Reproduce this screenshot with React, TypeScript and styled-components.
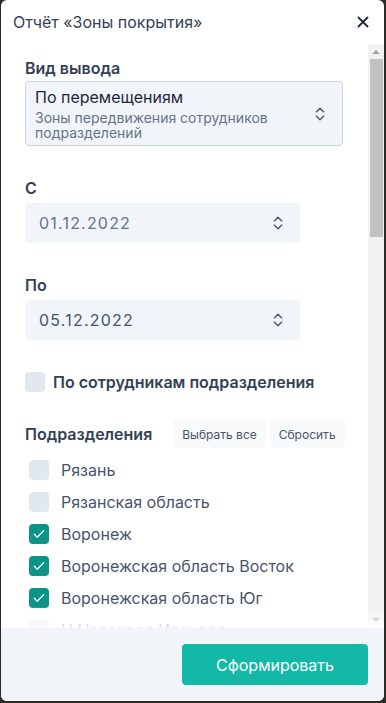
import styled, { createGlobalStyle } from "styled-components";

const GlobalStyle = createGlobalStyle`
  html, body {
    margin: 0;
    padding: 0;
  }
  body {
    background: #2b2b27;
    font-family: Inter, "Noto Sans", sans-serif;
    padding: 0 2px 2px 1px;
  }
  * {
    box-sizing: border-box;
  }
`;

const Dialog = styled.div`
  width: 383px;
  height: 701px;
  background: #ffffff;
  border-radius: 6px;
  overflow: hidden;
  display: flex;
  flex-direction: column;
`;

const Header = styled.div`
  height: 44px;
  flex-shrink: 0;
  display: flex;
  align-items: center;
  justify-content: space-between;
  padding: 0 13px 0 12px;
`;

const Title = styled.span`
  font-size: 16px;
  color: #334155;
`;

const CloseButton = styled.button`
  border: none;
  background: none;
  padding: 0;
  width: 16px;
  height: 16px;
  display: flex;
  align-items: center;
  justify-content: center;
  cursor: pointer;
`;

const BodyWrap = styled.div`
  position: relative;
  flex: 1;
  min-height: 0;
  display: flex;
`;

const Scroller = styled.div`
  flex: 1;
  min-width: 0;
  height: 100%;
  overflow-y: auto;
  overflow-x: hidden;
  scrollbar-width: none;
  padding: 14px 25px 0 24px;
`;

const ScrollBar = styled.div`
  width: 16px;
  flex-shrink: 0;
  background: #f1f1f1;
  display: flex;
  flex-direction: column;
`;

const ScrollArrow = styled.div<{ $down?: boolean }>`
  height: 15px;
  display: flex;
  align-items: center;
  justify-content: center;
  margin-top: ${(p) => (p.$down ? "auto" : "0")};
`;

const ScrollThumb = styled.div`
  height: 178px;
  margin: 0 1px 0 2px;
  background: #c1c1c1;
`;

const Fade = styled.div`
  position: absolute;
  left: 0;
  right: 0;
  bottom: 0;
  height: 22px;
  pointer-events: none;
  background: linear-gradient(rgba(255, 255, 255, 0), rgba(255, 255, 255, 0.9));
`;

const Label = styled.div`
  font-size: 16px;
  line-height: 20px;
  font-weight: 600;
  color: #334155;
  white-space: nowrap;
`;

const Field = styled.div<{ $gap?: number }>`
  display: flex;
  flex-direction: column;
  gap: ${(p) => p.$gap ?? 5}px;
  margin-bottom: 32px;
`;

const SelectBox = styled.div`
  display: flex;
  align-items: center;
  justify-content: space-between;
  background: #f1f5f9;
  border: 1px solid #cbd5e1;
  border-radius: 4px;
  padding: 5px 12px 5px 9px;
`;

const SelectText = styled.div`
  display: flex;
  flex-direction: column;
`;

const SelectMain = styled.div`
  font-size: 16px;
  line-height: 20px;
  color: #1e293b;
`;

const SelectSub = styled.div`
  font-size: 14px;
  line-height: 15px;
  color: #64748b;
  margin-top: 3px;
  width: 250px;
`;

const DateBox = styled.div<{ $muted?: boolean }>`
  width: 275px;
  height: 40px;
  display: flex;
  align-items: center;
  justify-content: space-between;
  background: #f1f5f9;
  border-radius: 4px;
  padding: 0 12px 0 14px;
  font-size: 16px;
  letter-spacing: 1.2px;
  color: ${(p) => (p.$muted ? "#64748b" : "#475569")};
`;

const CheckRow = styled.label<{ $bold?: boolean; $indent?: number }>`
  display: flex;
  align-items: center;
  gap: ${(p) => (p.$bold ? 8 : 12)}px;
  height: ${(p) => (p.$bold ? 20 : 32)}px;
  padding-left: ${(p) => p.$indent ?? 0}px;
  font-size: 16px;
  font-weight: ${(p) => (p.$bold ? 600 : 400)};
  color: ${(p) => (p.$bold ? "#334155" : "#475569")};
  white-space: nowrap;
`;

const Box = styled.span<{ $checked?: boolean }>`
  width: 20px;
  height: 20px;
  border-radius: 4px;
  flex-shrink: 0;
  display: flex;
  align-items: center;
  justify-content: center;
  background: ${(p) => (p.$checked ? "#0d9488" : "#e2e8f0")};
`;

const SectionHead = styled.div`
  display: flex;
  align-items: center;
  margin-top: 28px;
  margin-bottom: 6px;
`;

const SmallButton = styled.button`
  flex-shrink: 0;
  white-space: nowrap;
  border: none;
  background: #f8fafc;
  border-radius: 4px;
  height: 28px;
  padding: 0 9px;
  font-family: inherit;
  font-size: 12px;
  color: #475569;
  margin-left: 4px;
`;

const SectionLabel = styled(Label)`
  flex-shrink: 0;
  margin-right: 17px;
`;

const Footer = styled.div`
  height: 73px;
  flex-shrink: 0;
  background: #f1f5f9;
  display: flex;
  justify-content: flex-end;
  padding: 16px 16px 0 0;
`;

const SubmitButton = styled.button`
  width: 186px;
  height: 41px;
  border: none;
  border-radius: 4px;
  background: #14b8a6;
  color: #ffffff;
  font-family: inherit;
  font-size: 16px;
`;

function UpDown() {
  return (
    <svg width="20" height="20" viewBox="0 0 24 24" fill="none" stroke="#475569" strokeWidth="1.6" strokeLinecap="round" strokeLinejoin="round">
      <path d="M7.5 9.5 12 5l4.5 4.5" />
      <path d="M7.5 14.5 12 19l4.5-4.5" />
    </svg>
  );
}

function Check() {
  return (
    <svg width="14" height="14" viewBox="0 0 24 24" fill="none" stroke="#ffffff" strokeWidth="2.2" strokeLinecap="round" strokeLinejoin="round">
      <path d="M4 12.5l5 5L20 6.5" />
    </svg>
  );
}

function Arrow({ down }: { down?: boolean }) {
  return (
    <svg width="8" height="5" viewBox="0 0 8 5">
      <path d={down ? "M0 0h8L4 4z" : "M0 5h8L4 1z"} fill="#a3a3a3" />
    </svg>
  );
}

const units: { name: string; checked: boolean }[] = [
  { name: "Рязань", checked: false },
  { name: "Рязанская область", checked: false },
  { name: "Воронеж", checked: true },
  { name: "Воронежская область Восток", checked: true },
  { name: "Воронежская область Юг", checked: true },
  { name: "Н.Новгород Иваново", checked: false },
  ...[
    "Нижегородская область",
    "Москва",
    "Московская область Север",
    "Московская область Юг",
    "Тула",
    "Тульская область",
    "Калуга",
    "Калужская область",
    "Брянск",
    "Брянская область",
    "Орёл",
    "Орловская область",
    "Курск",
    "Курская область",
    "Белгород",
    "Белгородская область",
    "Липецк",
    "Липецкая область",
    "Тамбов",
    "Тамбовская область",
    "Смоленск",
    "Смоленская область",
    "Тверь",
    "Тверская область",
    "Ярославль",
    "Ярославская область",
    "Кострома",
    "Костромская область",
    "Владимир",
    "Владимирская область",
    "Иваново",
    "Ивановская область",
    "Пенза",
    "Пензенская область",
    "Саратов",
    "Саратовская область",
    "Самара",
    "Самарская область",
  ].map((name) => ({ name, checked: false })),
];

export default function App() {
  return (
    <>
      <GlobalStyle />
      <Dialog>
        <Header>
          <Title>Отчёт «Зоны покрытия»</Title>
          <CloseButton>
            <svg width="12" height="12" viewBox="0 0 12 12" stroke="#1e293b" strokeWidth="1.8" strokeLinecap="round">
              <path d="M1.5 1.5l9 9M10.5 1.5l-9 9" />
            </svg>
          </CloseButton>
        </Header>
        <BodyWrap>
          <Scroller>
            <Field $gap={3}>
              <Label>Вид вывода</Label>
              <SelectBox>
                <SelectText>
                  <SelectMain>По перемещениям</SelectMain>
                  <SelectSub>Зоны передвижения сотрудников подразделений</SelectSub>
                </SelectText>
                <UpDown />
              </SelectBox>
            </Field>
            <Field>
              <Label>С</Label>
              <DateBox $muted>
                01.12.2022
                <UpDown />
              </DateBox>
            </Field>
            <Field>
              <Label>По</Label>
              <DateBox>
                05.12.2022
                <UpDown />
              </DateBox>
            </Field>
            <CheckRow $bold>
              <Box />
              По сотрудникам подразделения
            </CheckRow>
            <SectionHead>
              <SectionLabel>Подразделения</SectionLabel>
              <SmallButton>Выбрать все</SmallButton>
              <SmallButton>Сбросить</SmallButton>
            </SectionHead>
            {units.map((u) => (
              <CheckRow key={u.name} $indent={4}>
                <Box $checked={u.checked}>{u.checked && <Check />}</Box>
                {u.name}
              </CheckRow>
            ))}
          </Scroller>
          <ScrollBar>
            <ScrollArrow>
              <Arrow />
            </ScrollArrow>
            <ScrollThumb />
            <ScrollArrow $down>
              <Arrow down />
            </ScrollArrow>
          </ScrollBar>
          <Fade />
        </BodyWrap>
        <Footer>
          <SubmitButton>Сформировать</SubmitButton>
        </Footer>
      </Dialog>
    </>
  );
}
--------------------
## Task details:
Look above for every line with the word "components" and copy it.

## Exercise answer:
Reproduce this screenshot with React, TypeScript and styled-components.
import styled, { createGlobalStyle } from "styled-components";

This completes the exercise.